What is the importance of OCR in digitizing printed books?
OCR is essential for digitizing printed books, transforming physical copies into digital formats for archiving and broad access. Searchable eBooks, online libraries, and academic repositories rely on OCR to preserve and share content. It reduces the need for manual transcription, saving significant time and effort. OCR also enables older, out-of-print books to become accessible, preserving literature, historical documents, and cultural works for future generations while broadening their reach.
What is the importance of OCR in creating searchable PDFs?
OCR creates searchable PDFs by converting image-based text into digitally recognized characters.

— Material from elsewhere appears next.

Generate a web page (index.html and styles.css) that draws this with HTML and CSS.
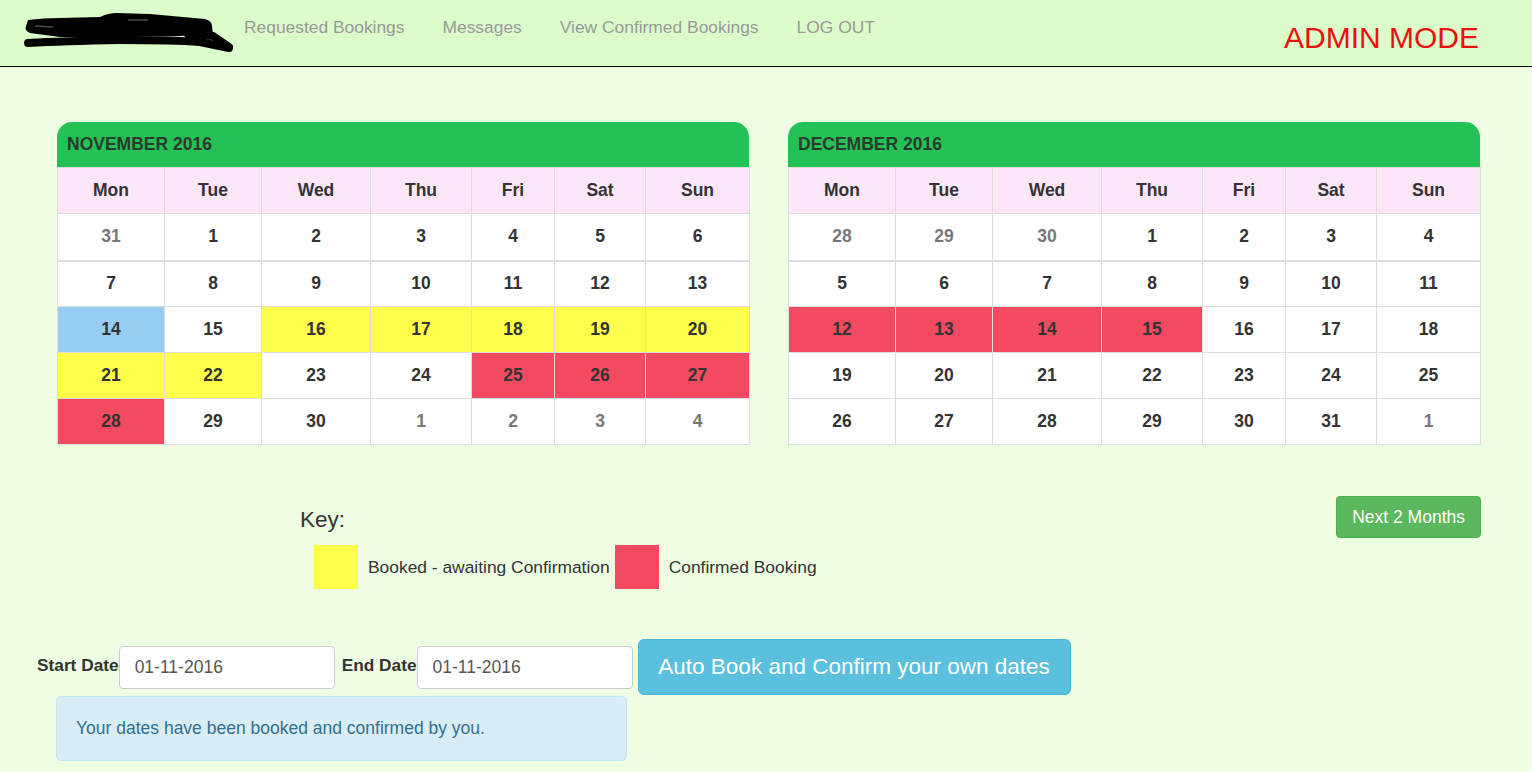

Instead of manually sifting through pages, users can find specific terms by simply searching the document. This function is invaluable for legal, academic, and business documents that require efficient indexing and retrieval. Searchable PDFs allow for streamlined workflows, better organization, and improved productivity. Incorporating OCR into PDF documents bridges the gap between traditional paper content and modern digital functionality.
Can OCR recognize text in vertical or diagonal orientations?
Yes, modern OCR software can recognize text in vertical or diagonal orientations, though its accuracy may vary based on the tool and text clarity. Features like rotated text detection and layout analysis in advanced OCR platforms enable it to process orientation variations. Preprocessing techniques, such as aligning or straightening the text before applying OCR, can significantly improve results. Tools designed for multilingual or complex layouts often handle such cases best.
How does OCR handle text in images with colored backgrounds?
OCR can process text in images with colored backgrounds but may face challenges if the color reduces text readability. Modern OCR tools use preprocessing techniques like thresholding, which enhances text contrast and removes background interference. Monochromatic or high-contrast designs yield better results. To ensure accuracy, users can preprocess the image by adjusting its brightness or converting it to grayscale before applying OCR for text extraction.